11. The Apex Court therefore has held that in case a party is held to be negligent or lacking in bona fides or not acted diligently or inactive, there cannot be justified ground to condone the delay. In the instant case, as indicated above, the Appellant has sought to put the blame on his advocate. It is the case of the Appellant that the advocate did not give him proper guidance in respect of the filing of the Written Statement and also did not inform him about the decision in the suit. The said reason coming from a person of the standing of the Appellant who has all the wherewithal at his disposal cannot be accepted. The question that begs an answer is what prevented the Appellant from making inquiries with his advocate as regards the developments in the suit. It is very easy to blame the advocate for whatever has transpired in the litigation. There is absolutely no explanation forthcoming on the said aspect. It has to be borne in mind that the Appellant is an educated person staying in an up market area of Mumbai and also owning property at village Awas in  Taluka Alibag which is a weekend destination of the well to do persons from Mumbai. It has also come in the evidence of the Appellant that he visits Alibag very often. The standard applicable to him obviously would be different than say a lay villager. It is also required to be noted that apart from purchasing the suit property pendent-lite, the Appellant also did not whilst the suit was pending in the Trial Court take steps to file his Written Statement nor there is anything on record to show that he made any inquiries with his advocate about the suit. Such a conduct cannot be countenanced of a person belonging to the Appellants standing. The conduct of the Appellant is therefore one of gross negligence and also indolence. The Appellant it seems has chosen to file the Appeal as per his own convenience. A Court vested with the power of considering whether discretion has been properly exercised cannot loose sight of such conduct.
The evidence of the witness of the Appellant Yogesh Gawand also does not inspire confidence. As indicated above, the witness Yogesh Gawand has stated that he was the middleman for the transaction that took place between the Defendant No.1 and the Appellant i.e. Defendant No.2. How he had chosen to pay the land revenue on behalf of the Appellant only in the year 2014 also creates a doubt as there is no record of the said Yogesh Gawand having paid the land revenue for any anterior period after the Sale Deeds were executed in favour of the Appellant. The evidence of the  said witness therefore seems to be somehow adduced to support the application. The explanation put forth by the Appellant therefore does not constitute sufficient cause. The Lower Appellate Court in my view, has exercised discretion when the same was not warranted having regard to the facts and circumstances of the case. The payment of costs cannot be a panacea for the delay, when it is not properly explained. The above Writ Petition would accordingly have to be allowed. Resultantly, the impugned order dated 28.07.2015 is quashed and set aside.

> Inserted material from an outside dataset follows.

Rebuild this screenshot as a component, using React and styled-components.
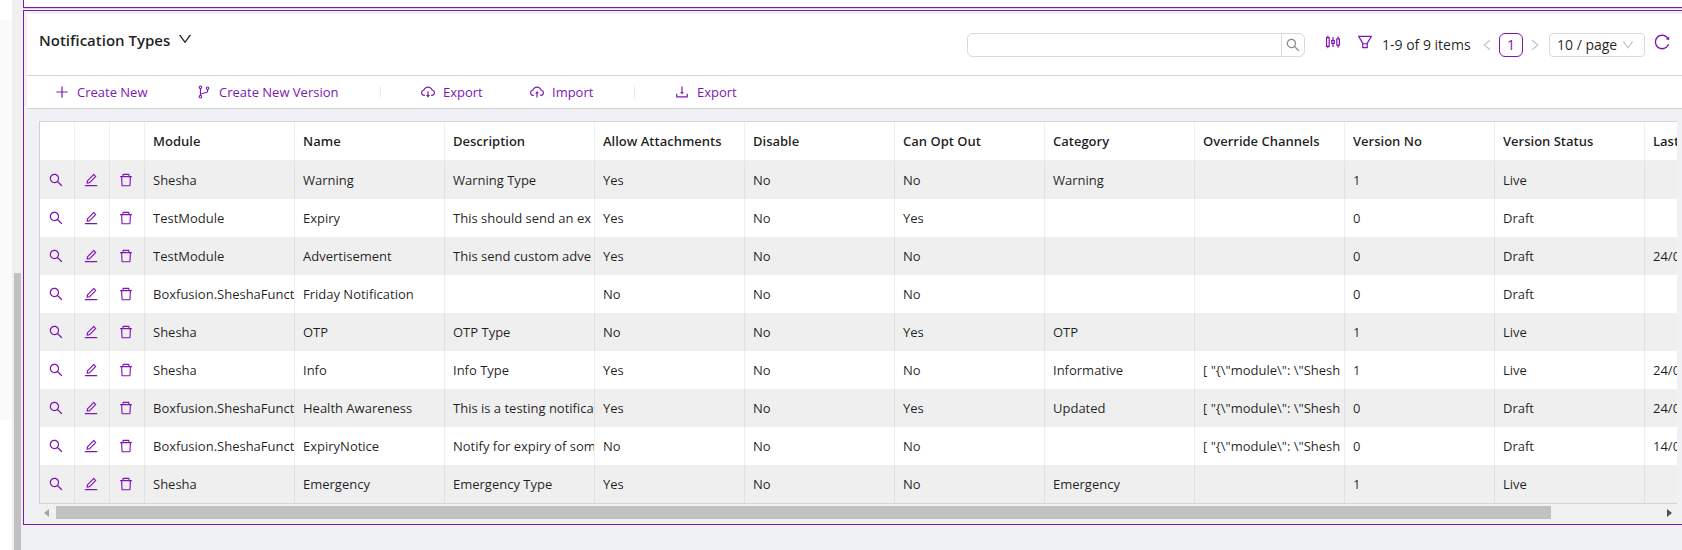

The Appeal which is suffering from the said delay would accordingly stand dismissed. The Petition is allowed to the aforesaid extent. Rule is accordingly made absolute, with parties to bear their respective costs.
12. At this stage, the Learned Counsel for the Respondent No.2 seeks stay of the instant order so as to enable the Respondent No.2 to approach the Apex Court. In the facts and circumstances of the case, the instant order is stayed for a period of four weeks from date.